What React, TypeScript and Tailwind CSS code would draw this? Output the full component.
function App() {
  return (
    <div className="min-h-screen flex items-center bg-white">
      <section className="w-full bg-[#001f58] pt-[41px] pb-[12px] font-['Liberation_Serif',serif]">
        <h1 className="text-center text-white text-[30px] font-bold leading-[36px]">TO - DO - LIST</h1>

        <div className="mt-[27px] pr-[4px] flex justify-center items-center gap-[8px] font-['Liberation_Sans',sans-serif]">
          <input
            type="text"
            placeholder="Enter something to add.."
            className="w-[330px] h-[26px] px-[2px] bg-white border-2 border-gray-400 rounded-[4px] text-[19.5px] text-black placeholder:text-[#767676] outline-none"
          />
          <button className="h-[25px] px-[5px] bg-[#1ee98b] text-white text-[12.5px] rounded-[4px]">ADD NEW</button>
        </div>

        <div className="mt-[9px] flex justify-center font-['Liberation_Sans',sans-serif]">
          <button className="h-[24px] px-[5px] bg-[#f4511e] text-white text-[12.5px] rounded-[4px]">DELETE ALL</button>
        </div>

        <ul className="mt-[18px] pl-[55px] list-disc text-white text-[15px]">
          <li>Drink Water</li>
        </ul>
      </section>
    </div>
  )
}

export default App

____________

-- Brief --
Return, please, the lines of the data from the first through the line containing "DO - LIST</h1>", both kept, exactly as they stand and nothing more.

-- Correct result --
What React, TypeScript and Tailwind CSS code would draw this? Output the full component.
function App() {
  return (
    <div className="min-h-screen flex items-center bg-white">
      <section className="w-full bg-[#001f58] pt-[41px] pb-[12px] font-['Liberation_Serif',serif]">
        <h1 className="text-center text-white text-[30px] font-bold leading-[36px]">TO - DO - LIST</h1>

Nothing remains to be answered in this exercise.